Langmuir, Vol.23, No.4, 1645-1658, 2007
Restructuring of colloidal cakes during dewatering
Aqueous suspensions of aggregated silica particles have been dewatered to the point where the colloidal aggregates connect to each other and build a macroscopic network. These wet cakes have been compressed through the application of osmotic pressure. Some cakes offer a strong resistance to osmotic pressure and remain at a low volume fraction of solids; other cakes yield at low applied pressures, achieving nearly complete solid/liquid separation. We used small angle neutron scattering and transmission electron microscopy to determine the processes by which the particles move and reorganize during cake collapse.

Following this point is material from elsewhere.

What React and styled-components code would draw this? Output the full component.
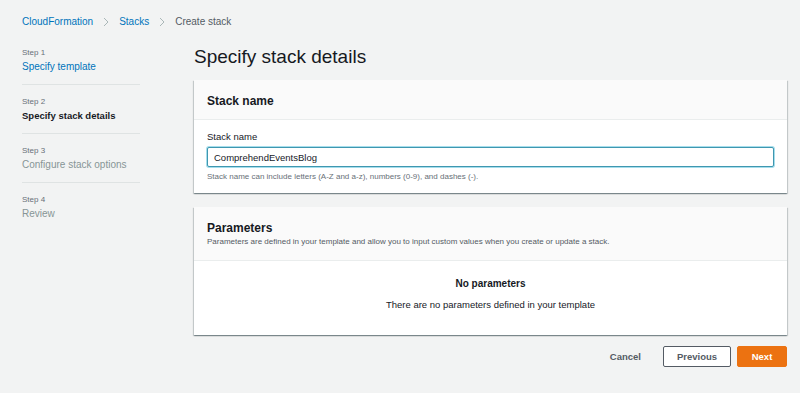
import React from "react";
import styled, { createGlobalStyle } from "styled-components";

const GlobalStyle = createGlobalStyle`
  body {
    margin: 0;
    background: #f2f3f3;
    font-family: "Liberation Sans", Arial, sans-serif;
    color: #16191f;
  }
`;

const Page = styled.div`
  padding: 15px 14px 0 22px;
  width: 800px;
  height: 393px;
  box-sizing: border-box;
`;

// Breadcrumbs
const Crumbs = styled.nav`
  display: flex;
  align-items: center;
  gap: 10px;
  height: 14px;
  font-size: 10px;
  line-height: 14px;
`;

const Crumb = styled.span`
  color: ${(p) => (p.current ? "#545b64" : "#0073bb")};
`;

const Chevron = () => (
  <svg width="6" height="10" viewBox="0 0 6 10">
    <path d="M1 1l4 4-4 4" fill="none" stroke="#aab7b8" strokeWidth="1" />
  </svg>
);

const Layout = styled.div`
  display: flex;
  gap: 54px;
  margin-top: 16px;
`;

// Left step navigation
const Steps = styled.ol`
  list-style: none;
  margin: 0;
  padding: 2px 0 0;
  width: 118px;
  flex-shrink: 0;
`;

const Step = styled.li`
  padding-bottom: 9px;
  margin-bottom: 11px;
  border-bottom: ${(p) => (p.last ? "none" : "1px solid #dfe3e3")};
`;

const StepLabel = styled.div`
  font-size: 8px;
  line-height: 12px;
  color: #687078;
`;

const StepTitle = styled.div`
  font-size: ${(p) => (p.state === "active" ? "9.5px" : "10px")};
  line-height: 16px;
  font-weight: ${(p) => (p.state === "active" ? "bold" : "normal")};
  color: ${(p) =>
    p.state === "active" ? "#16191f" : p.state === "done" ? "#0073bb" : "#879596"};
  white-space: nowrap;
`;

// Main content
const Main = styled.main`
  flex: 1;
  display: flex;
  flex-direction: column;
`;

const Title = styled.h1`
  margin: 0 0 11px;
  font-size: 19px;
  line-height: 24px;
  font-weight: normal;
  color: #16191f;
`;

const Card = styled.section`
  background: #fff;
  box-shadow: 0 1px 1px 0 rgba(0, 28, 36, 0.3), 1px 1px 1px 0 rgba(0, 28, 36, 0.15),
    -1px 1px 1px 0 rgba(0, 28, 36, 0.15);
  margin-bottom: ${(p) => p.gap || 0}px;
`;

const CardHeader = styled.header`
  background: #fafafa;
  border-bottom: 1px solid #eaeded;
  padding: 13px 13px ${(p) => p.pb || 10}px;
`;

const CardTitle = styled.h2`
  margin: 0;
  font-size: 12px;
  line-height: 16px;
  font-weight: bold;
`;

const CardDesc = styled.p`
  margin: 0;
  font-size: 8px;
  line-height: 12px;
  color: #545b64;
`;

const CardBody = styled.div`
  padding: ${(p) => p.pad};
  text-align: ${(p) => (p.center ? "center" : "left")};
`;

const Label = styled.label`
  display: block;
  font-size: 9.5px;
  line-height: 14px;
  margin-bottom: 3px;
`;

const Input = styled.input`
  display: block;
  box-sizing: border-box;
  width: 567px;
  height: 20px;
  padding: 0 6px;
  font-family: inherit;
  font-size: 9.5px;
  color: #16191f;
  border: 1px solid #3f97b0;
  border-radius: 2px;
  box-shadow: 0 0 0 1px rgba(0, 161, 201, 0.35);
  outline: none;
`;

const Hint = styled.div`
  margin-top: 4px;
  font-size: 8px;
  line-height: 11px;
  color: #687078;
`;

const EmptyTitle = styled.div`
  font-size: 10px;
  line-height: 14px;
  font-weight: bold;
`;

const EmptyText = styled.div`
  margin-top: 7px;
  font-size: 9.5px;
  line-height: 14px;
`;

// Footer actions
const Actions = styled.div`
  display: flex;
  justify-content: flex-end;
  align-items: center;
  gap: 6px;
  margin-top: 11px;
`;

const Button = styled.button`
  box-sizing: border-box;
  height: 21px;
  padding: 0 ${(p) => (p.variant === "link" ? "15px" : "12px")};
  font-family: inherit;
  font-size: 9.5px;
  font-weight: bold;
  border-radius: 2px;
  cursor: pointer;
  border: 1px solid
    ${(p) =>
      p.variant === "primary" ? "#ec7211" : p.variant === "normal" ? "#545b64" : "transparent"};
  background: ${(p) => (p.variant === "primary" ? "#ec7211" : p.variant === "normal" ? "#fff" : "transparent")};
  color: ${(p) => (p.variant === "primary" ? "#fff" : "#545b64")};
  min-width: ${(p) => p.w || 0}px;
`;

const steps = [
  { n: 1, title: "Specify template", state: "done" },
  { n: 2, title: "Specify stack details", state: "active" },
  { n: 3, title: "Configure stack options", state: "todo" },
  { n: 4, title: "Review", state: "todo" },
];

export default function App() {
  return (
    <>
      <GlobalStyle />
      <Page>
        <Crumbs>
          <Crumb>CloudFormation</Crumb>
          <Chevron />
          <Crumb>Stacks</Crumb>
          <Chevron />
          <Crumb current>Create stack</Crumb>
        </Crumbs>
        <Layout>
          <Steps>
            {steps.map((s, i) => (
              <Step key={s.n} last={i === steps.length - 1}>
                <StepLabel>Step {s.n}</StepLabel>
                <StepTitle state={s.state}>{s.title}</StepTitle>
              </Step>
            ))}
          </Steps>
          <Main>
            <Title>Specify stack details</Title>
            <Card gap={14}>
              <CardHeader>
                <CardTitle>Stack name</CardTitle>
              </CardHeader>
              <CardBody pad="10px 13px 11px">
                <Label htmlFor="stackName">Stack name</Label>
                <Input id="stackName" defaultValue="ComprehendEventsBlog" />
                <Hint>Stack name can include letters (A-Z and a-z), numbers (0-9), and dashes (-).</Hint>
              </CardBody>
            </Card>
            <Card>
              <CardHeader pb={12}>
                <CardTitle>Parameters</CardTitle>
                <CardDesc>
                  Parameters are defined in your template and allow you to input custom values when you
                  create or update a stack.
                </CardDesc>
              </CardHeader>
              <CardBody pad="16px 13px 23px" center>
                <EmptyTitle>No parameters</EmptyTitle>
                <EmptyText>There are no parameters defined in your template</EmptyText>
              </CardBody>
            </Card>
            <Actions>
              <Button variant="link">Cancel</Button>
              <Button variant="normal" w={68}>Previous</Button>
              <Button variant="primary" w={50}>Next</Button>
            </Actions>
          </Main>
        </Layout>
      </Page>
    </>
  );
}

We found that these restructuring processes follow a general course composed of three stages: (1) at all scales, voids are compressed, with large voids compressed more extensively than smaller ones; the local order remains unchanged; (2) all voids with diameters in the range of 2-20 particle diameters collapse, and a few dense regions (lumps) are formed; and (3) the dense lumps build a rigid skeleton that resists further compression. Depending on the nature of interparticle bonds, some cakes jump spontaneously into stage 3 while others remain stuck in stage 1. To elucidate the relation between bond strength and compression resistance, we have constructed a numerical model of the colloidal network. In this model, particles interact through noncentral forces that are produced by springs attached to their surfaces. Networks made of bonds that break upon stretching evolve through a plastic deformation that reproduces the three stages of restructuring evidenced by the experiments. Networks made of bonds that are fragile jump into stage 3. Networks made of bonds that can be stretched without breaking evolve through elastic compression and restructure only according to stage 1.